Significantly, the court rejected Rotberg’s attempt to simply label the message as “telemarketing” and thus survive a motion to dismiss (which moves a case into the lengthy, distracting, and often-expensive discovery process). As the court held, “Rotberg’s tautological description of the ‘initial marketing text message’ as a text that contained marketing material is nothing more than a ‘formulaic recitation of the elements of [his] cause of action,” which falls short of meeting the Supreme Court’s pleading standards. Thus, TCPA defendants should be mindful of not allowing a plaintiff to stand on conclusory allegations that a given TCPA element is satisfied, including the nature of the message or call at issue.
Turning to the first message, Rotberg alleged that it included a bitly link that took him to one of the Defendants’ websites. That site “consists of the terms and conditions required for participation in Defendants’ automated mobile marketing program.” The court rejected the argument that that was a marketing message. To the contrary, “a caller seeking out a consumer’s express written consent to send subsequent telemarketing or advertising texts is not as a matter of law already engaged in telemarketing.” The court approvingly cited other courts that have held that SMS sent “solely for the purpose of allowing the recipient to complete a registration process … is not telemarketing” under the TCPA. Having admitted that he freely gave Jos. A. Bank his mobile number, the court dismissed his complaint relating to the first, informational message.

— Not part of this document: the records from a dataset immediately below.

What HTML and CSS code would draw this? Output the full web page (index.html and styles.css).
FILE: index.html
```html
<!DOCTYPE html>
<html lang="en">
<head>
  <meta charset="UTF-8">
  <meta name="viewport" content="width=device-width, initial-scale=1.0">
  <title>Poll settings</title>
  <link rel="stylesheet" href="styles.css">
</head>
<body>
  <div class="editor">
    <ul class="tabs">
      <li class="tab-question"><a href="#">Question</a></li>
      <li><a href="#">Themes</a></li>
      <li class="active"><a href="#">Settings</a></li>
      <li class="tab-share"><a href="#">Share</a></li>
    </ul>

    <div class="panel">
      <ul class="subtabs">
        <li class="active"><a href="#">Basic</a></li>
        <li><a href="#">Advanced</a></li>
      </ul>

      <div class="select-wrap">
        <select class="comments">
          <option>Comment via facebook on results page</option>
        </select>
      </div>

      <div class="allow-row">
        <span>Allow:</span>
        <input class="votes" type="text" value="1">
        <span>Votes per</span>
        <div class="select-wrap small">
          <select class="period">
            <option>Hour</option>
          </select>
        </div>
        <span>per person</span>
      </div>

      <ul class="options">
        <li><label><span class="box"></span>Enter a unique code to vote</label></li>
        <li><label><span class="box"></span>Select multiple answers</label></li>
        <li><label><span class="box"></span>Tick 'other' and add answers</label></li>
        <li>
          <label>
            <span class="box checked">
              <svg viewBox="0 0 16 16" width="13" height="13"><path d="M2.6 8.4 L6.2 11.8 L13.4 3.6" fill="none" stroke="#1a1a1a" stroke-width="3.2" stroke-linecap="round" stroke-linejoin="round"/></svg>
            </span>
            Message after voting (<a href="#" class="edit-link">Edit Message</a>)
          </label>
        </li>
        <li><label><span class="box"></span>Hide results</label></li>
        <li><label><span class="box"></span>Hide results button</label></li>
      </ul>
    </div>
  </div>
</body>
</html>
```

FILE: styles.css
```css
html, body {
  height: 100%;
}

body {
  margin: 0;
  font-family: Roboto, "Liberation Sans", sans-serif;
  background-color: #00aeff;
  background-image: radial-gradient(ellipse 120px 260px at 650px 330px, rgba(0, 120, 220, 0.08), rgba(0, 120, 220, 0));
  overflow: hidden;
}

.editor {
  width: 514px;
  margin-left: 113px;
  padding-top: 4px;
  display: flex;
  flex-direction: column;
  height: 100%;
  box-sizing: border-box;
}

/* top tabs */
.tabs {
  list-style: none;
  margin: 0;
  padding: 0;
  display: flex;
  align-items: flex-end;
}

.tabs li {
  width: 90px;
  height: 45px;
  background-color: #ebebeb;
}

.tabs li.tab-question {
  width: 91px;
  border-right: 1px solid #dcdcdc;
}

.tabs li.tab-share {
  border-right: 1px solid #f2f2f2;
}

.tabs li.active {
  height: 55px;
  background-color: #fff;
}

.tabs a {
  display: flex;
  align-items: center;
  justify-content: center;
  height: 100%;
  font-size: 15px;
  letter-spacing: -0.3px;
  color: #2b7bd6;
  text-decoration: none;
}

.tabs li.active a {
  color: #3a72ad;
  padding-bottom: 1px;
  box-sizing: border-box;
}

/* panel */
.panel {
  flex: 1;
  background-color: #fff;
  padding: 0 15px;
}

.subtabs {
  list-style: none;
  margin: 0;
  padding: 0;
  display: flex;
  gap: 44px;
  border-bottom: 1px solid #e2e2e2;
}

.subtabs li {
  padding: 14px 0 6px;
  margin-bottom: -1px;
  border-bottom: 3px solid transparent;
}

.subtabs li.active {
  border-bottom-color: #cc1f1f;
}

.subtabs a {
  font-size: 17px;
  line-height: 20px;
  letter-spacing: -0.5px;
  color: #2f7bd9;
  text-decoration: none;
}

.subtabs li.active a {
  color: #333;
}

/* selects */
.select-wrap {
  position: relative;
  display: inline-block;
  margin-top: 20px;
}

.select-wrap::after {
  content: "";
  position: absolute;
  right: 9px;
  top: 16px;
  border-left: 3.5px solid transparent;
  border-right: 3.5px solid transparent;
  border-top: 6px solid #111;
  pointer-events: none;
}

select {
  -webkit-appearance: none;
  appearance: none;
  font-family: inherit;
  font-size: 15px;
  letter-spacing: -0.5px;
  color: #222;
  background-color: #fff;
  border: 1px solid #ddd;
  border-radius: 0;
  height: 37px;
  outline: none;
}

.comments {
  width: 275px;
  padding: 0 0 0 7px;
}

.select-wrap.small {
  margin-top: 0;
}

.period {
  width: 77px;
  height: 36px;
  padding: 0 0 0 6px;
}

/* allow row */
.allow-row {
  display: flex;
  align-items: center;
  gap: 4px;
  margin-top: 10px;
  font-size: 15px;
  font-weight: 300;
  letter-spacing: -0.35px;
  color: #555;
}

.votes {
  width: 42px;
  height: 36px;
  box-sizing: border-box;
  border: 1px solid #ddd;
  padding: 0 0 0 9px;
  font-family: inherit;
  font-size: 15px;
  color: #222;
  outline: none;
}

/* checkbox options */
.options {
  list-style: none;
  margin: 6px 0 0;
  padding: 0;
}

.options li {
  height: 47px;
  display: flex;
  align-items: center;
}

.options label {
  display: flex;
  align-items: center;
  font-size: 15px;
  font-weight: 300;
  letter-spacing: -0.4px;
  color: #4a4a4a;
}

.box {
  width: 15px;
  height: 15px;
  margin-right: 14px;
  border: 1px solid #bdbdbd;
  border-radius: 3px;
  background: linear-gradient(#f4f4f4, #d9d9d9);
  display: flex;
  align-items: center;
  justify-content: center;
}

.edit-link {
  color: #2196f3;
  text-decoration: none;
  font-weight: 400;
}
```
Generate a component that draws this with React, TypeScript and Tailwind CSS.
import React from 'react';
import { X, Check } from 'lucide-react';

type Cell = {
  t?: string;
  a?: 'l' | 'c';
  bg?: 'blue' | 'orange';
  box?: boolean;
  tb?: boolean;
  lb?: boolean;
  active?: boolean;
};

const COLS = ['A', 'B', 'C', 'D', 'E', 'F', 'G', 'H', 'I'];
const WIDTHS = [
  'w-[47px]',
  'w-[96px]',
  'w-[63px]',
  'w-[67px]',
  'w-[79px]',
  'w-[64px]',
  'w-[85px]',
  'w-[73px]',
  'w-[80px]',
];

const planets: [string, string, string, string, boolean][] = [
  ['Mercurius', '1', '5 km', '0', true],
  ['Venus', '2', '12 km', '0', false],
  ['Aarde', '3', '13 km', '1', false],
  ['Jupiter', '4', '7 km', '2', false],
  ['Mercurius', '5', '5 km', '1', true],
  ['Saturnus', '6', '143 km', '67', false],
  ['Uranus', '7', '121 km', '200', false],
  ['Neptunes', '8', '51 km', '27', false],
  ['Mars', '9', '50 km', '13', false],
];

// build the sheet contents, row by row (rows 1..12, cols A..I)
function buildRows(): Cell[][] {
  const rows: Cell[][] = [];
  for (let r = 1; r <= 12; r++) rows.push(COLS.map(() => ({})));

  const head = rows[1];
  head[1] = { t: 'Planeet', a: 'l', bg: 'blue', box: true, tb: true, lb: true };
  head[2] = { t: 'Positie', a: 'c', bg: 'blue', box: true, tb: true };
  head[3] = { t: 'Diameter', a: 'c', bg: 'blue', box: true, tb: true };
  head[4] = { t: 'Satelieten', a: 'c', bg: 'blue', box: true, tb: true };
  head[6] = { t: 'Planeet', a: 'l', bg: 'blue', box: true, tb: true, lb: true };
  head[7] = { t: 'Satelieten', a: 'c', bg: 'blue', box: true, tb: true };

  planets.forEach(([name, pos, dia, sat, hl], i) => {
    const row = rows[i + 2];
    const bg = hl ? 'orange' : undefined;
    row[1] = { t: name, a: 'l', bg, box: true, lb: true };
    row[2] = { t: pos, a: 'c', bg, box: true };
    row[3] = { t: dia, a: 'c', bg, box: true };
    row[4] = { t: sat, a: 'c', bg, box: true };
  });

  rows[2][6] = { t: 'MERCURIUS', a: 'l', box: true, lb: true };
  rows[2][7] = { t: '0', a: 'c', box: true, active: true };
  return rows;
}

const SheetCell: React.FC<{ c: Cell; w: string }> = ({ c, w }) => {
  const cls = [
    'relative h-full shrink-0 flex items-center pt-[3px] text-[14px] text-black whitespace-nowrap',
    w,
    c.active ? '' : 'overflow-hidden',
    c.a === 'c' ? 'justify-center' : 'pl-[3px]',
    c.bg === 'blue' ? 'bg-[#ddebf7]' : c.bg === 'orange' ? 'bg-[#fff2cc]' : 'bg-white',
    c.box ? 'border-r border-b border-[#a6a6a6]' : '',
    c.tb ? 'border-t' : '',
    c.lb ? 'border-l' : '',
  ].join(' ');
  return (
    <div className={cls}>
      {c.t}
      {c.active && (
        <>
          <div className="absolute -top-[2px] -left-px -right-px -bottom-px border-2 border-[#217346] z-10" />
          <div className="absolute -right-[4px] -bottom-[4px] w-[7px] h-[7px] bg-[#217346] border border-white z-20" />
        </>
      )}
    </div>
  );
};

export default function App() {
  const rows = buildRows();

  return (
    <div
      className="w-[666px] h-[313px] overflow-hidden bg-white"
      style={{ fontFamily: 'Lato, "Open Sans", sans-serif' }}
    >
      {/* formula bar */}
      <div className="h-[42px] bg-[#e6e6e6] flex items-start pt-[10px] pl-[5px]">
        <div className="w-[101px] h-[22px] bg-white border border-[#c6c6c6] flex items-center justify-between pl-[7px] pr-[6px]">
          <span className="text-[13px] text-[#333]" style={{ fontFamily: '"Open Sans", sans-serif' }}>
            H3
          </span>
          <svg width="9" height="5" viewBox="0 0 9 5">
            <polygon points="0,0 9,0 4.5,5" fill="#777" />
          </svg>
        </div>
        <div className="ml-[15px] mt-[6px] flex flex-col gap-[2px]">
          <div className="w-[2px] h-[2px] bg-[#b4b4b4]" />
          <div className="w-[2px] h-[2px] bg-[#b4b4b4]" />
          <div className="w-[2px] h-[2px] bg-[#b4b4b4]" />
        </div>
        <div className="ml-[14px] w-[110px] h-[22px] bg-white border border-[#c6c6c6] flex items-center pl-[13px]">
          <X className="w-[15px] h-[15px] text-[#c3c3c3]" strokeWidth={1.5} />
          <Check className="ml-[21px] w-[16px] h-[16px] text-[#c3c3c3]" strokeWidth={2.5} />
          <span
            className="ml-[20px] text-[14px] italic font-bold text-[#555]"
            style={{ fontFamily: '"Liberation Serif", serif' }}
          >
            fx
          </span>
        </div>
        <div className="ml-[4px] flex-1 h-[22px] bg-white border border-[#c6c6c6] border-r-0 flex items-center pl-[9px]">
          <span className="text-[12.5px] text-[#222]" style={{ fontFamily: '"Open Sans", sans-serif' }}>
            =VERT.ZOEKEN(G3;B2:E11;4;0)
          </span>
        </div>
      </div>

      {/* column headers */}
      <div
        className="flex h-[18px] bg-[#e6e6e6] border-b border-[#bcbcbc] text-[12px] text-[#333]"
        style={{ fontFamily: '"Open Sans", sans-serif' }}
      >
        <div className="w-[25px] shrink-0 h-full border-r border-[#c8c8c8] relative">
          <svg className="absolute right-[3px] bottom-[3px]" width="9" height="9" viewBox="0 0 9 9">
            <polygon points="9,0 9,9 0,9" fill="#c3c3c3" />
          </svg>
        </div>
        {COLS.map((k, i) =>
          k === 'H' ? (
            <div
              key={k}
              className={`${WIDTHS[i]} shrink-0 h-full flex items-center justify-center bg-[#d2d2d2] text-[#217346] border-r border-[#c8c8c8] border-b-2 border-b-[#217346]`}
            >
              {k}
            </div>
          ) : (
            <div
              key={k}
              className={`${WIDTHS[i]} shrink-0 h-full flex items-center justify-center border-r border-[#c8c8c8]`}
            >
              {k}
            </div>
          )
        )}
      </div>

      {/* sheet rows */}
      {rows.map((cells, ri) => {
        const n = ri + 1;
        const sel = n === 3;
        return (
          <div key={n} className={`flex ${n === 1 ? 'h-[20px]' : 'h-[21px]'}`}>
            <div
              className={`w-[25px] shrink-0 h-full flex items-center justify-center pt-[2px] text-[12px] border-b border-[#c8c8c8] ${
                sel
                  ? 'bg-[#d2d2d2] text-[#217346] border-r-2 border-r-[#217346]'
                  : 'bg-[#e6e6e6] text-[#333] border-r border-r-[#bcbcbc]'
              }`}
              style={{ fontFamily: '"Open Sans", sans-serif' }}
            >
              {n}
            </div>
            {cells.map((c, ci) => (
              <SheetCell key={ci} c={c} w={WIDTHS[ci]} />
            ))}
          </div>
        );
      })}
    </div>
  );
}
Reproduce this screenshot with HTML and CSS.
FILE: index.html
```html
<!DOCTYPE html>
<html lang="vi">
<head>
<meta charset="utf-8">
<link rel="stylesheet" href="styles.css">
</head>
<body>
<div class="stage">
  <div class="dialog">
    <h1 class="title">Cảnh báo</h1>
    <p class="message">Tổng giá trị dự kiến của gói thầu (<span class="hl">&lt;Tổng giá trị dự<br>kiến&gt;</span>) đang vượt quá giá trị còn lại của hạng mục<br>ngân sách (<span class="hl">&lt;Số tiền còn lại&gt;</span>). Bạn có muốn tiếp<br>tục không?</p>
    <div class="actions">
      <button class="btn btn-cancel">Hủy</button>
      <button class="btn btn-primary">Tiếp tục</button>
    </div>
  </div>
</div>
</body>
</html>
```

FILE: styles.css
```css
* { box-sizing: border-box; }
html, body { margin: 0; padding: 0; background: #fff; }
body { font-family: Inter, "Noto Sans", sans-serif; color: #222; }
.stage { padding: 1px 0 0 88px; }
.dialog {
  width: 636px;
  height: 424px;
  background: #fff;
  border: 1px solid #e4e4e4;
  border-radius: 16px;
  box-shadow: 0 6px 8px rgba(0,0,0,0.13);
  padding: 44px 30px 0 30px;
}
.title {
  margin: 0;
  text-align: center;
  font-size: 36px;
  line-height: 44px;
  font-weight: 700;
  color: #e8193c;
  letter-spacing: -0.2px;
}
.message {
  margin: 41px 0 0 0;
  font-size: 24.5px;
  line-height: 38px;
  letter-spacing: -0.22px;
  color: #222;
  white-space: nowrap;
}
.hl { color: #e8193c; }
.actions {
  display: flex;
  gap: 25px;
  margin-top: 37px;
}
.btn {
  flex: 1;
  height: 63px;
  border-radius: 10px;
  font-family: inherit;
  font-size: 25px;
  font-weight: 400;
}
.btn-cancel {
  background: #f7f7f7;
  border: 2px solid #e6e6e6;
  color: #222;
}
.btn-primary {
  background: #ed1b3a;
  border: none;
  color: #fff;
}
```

The second message at issue in his complaint was an opt-out message he received after texting “STOP.” As I mentioned above, plaintiffs’ attorneys see marketing content in the strangest of places, and so here too. This opt-out message contained a link to Vibes Media’s consumer help webpage. Plaintiff argued that the various and sundry links at the bottom of that consumer-help page to various other parts of Vibes’ website (including where it advertises its services to the brands that use its platform) converted that SMS into a telemarketing message. Too cute. The court had “no trouble concluding” that the message fell into the permissible scope of opt-out messages allowed by the FCC when we receive a STOP request. The court reasoned that the web “form by itself is clearly intended to do nothing more than provide consumers with a means of contacting Vibes for help, and thus is akin to providing ‘instructions as to how a consumer can opt back in’, which ‘falls squarely with consumer consent.’” (The court was quoting the FCC’s 2012 SoundBite decision, which established the right to send a single, confirmatory opt-out message even after a consumer revokes consent—provided that message doesn’t include any further marketing content, of course.)
In short, the three key take-aways from Rotberg are: (a) if you have prior express consent, you can use automated technology to complete an agreement to receive the consumer’s prior express written consent; (b) an opt-out message is not converted into a telemarketing message simply because the consumer could wander into marketing content on associated pages; and, for the lawyers; (c) don’t take a conclusory ‘telemarketing’ allegation at face value. Iqbal/Twombly that outta here!